Given material =
####################
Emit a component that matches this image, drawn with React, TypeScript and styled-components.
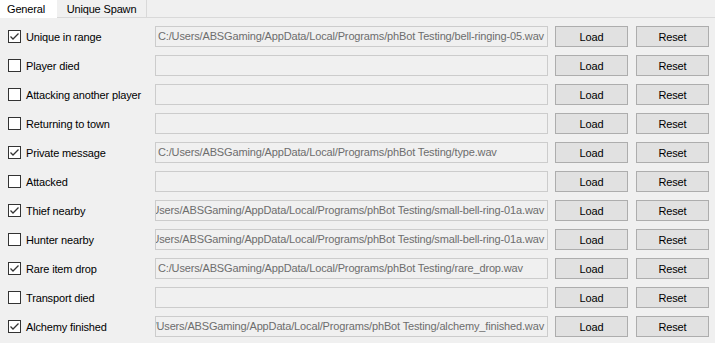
import React from 'react';
import styled, { createGlobalStyle } from 'styled-components';

const GlobalStyle = createGlobalStyle`
  html, body {
    margin: 0;
    padding: 0;
    background: #f0f0f0;
  }
  body {
    font-family: 'Liberation Sans', Arial, sans-serif;
    font-size: 11px;
    letter-spacing: -0.15px;
    color: #000;
  }
`;

const Window = styled.div`
  width: 715px;
  height: 343px;
  background: #f0f0f0;
  overflow: hidden;
`;

const TabBar = styled.div`
  display: flex;
  height: 17px;
  border-bottom: 1px solid #d9d9d9;
`;

const Tab = styled.div<{ $active?: boolean }>`
  display: flex;
  align-items: center;
  box-sizing: border-box;
  justify-content: ${(p) => (p.$active ? 'flex-start' : 'center')};
  width: ${(p) => (p.$active ? '57px' : '90px')};
  padding-left: ${(p) => (p.$active ? '7px' : '0')};
  background: ${(p) => (p.$active ? '#ffffff' : '#f0f0f0')};
  border-right: ${(p) => (p.$active ? 'none' : '1px solid #d9d9d9')};
  height: ${(p) => (p.$active ? '18px' : '17px')};
  margin-bottom: ${(p) => (p.$active ? '-1px' : '0')};
`;

const Panel = styled.div`
  display: grid;
  grid-template-columns: 147px 400px 81px 73px;
  row-gap: 8px;
  padding: 8px 6px 0 8px;
`;

const Row = styled.div`
  display: contents;
`;

const CheckLabel = styled.label`
  display: flex;
  align-items: center;
  gap: 5px;
  height: 21px;
  white-space: nowrap;
`;

const Box = styled.span`
  display: inline-flex;
  align-items: center;
  justify-content: center;
  width: 11px;
  height: 11px;
  border: 1px solid #333333;
  background: #ffffff;
  flex-shrink: 0;
`;

const PathField = styled.div`
  display: flex;
  justify-content: flex-end;
  height: 19px;
  border: 1px solid #cccccc;
  background: #f0f0f0;
  overflow: hidden;
  margin-right: 7px;
`;

const PathText = styled.span`
  flex: 0 0 auto;
  min-width: 100%;
  box-sizing: border-box;
  padding: 0 3px 0 2px;
  line-height: 19px;
  color: #6d6d6d;
  white-space: nowrap;
`;

const Button = styled.button`
  height: 21px;
  width: 73px;
  border: 1px solid #adadad;
  background: #e1e1e1;
  color: #000;
  font: inherit;
  letter-spacing: inherit;
  padding: 0;
`;

type Alert = { label: string; checked: boolean; path: string };

const base = 'C:/Users/ABSGaming/AppData/Local/Programs/phBot Testing/';

const alerts: Alert[] = [
  { label: 'Unique in range', checked: true, path: base + 'bell-ringing-05.wav' },
  { label: 'Player died', checked: false, path: '' },
  { label: 'Attacking another player', checked: false, path: '' },
  { label: 'Returning to town', checked: false, path: '' },
  { label: 'Private message', checked: true, path: base + 'type.wav' },
  { label: 'Attacked', checked: false, path: '' },
  { label: 'Thief nearby', checked: true, path: base + 'small-bell-ring-01a.wav' },
  { label: 'Hunter nearby', checked: false, path: base + 'small-bell-ring-01a.wav' },
  { label: 'Rare item drop', checked: true, path: base + 'rare_drop.wav' },
  { label: 'Transport died', checked: false, path: '' },
  { label: 'Alchemy finished', checked: true, path: base + 'alchemy_finished.wav' },
];

const Check: React.FC<{ checked: boolean }> = ({ checked }) => (
  <Box>
    {checked && (
      <svg width="11" height="11" viewBox="0 0 11 11">
        <path d="M1.5 5.5 L4 8 L9.5 2.5" fill="none" stroke="#333" strokeWidth="1.3" />
      </svg>
    )}
  </Box>
);

const App: React.FC = () => (
  <Window>
    <GlobalStyle />
    <TabBar>
      <Tab $active>General</Tab>
      <Tab>Unique Spawn</Tab>
    </TabBar>
    <Panel>
      {alerts.map((a) => (
        <Row key={a.label}>
          <CheckLabel>
            <Check checked={a.checked} />
            {a.label}
          </CheckLabel>
          <PathField>
            <PathText>{a.path}</PathText>
          </PathField>
          <Button>Load</Button>
          <Button>Reset</Button>
        </Row>
      ))}
    </Panel>
  </Window>
);

export default App;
####################
Task description =
Except for the pictures, copy the material above exactly.

Output of the task =
Emit a component that matches this image, drawn with React, TypeScript and styled-components.
import React from 'react';
import styled, { createGlobalStyle } from 'styled-components';

const GlobalStyle = createGlobalStyle`
  html, body {
    margin: 0;
    padding: 0;
    background: #f0f0f0;
  }
  body {
    font-family: 'Liberation Sans', Arial, sans-serif;
    font-size: 11px;
    letter-spacing: -0.15px;
    color: #000;
  }
`;

const Window = styled.div`
  width: 715px;
  height: 343px;
  background: #f0f0f0;
  overflow: hidden;
`;

const TabBar = styled.div`
  display: flex;
  height: 17px;
  border-bottom: 1px solid #d9d9d9;
`;

const Tab = styled.div<{ $active?: boolean }>`
  display: flex;
  align-items: center;
  box-sizing: border-box;
  justify-content: ${(p) => (p.$active ? 'flex-start' : 'center')};
  width: ${(p) => (p.$active ? '57px' : '90px')};
  padding-left: ${(p) => (p.$active ? '7px' : '0')};
  background: ${(p) => (p.$active ? '#ffffff' : '#f0f0f0')};
  border-right: ${(p) => (p.$active ? 'none' : '1px solid #d9d9d9')};
  height: ${(p) => (p.$active ? '18px' : '17px')};
  margin-bottom: ${(p) => (p.$active ? '-1px' : '0')};
`;

const Panel = styled.div`
  display: grid;
  grid-template-columns: 147px 400px 81px 73px;
  row-gap: 8px;
  padding: 8px 6px 0 8px;
`;

const Row = styled.div`
  display: contents;
`;

const CheckLabel = styled.label`
  display: flex;
  align-items: center;
  gap: 5px;
  height: 21px;
  white-space: nowrap;
`;

const Box = styled.span`
  display: inline-flex;
  align-items: center;
  justify-content: center;
  width: 11px;
  height: 11px;
  border: 1px solid #333333;
  background: #ffffff;
  flex-shrink: 0;
`;

const PathField = styled.div`
  display: flex;
  justify-content: flex-end;
  height: 19px;
  border: 1px solid #cccccc;
  background: #f0f0f0;
  overflow: hidden;
  margin-right: 7px;
`;

const PathText = styled.span`
  flex: 0 0 auto;
  min-width: 100%;
  box-sizing: border-box;
  padding: 0 3px 0 2px;
  line-height: 19px;
  color: #6d6d6d;
  white-space: nowrap;
`;

const Button = styled.button`
  height: 21px;
  width: 73px;
  border: 1px solid #adadad;
  background: #e1e1e1;
  color: #000;
  font: inherit;
  letter-spacing: inherit;
  padding: 0;
`;

type Alert = { label: string; checked: boolean; path: string };

const base = 'C:/Users/ABSGaming/AppData/Local/Programs/phBot Testing/';

const alerts: Alert[] = [
  { label: 'Unique in range', checked: true, path: base + 'bell-ringing-05.wav' },
  { label: 'Player died', checked: false, path: '' },
  { label: 'Attacking another player', checked: false, path: '' },
  { label: 'Returning to town', checked: false, path: '' },
  { label: 'Private message', checked: true, path: base + 'type.wav' },
  { label: 'Attacked', checked: false, path: '' },
  { label: 'Thief nearby', checked: true, path: base + 'small-bell-ring-01a.wav' },
  { label: 'Hunter nearby', checked: false, path: base + 'small-bell-ring-01a.wav' },
  { label: 'Rare item drop', checked: true, path: base + 'rare_drop.wav' },
  { label: 'Transport died', checked: false, path: '' },
  { label: 'Alchemy finished', checked: true, path: base + 'alchemy_finished.wav' },
];

const Check: React.FC<{ checked: boolean }> = ({ checked }) => (
  <Box>
    {checked && (
      <svg width="11" height="11" viewBox="0 0 11 11">
        <path d="M1.5 5.5 L4 8 L9.5 2.5" fill="none" stroke="#333" strokeWidth="1.3" />
      </svg>
    )}
  </Box>
);

const App: React.FC = () => (
  <Window>
    <GlobalStyle />
    <TabBar>
      <Tab $active>General</Tab>
      <Tab>Unique Spawn</Tab>
    </TabBar>
    <Panel>
      {alerts.map((a) => (
        <Row key={a.label}>
          <CheckLabel>
            <Check checked={a.checked} />
            {a.label}
          </CheckLabel>
          <PathField>
            <PathText>{a.path}</PathText>
          </PathField>
          <Button>Load</Button>
          <Button>Reset</Button>
        </Row>
      ))}
    </Panel>
  </Window>
);

export default App;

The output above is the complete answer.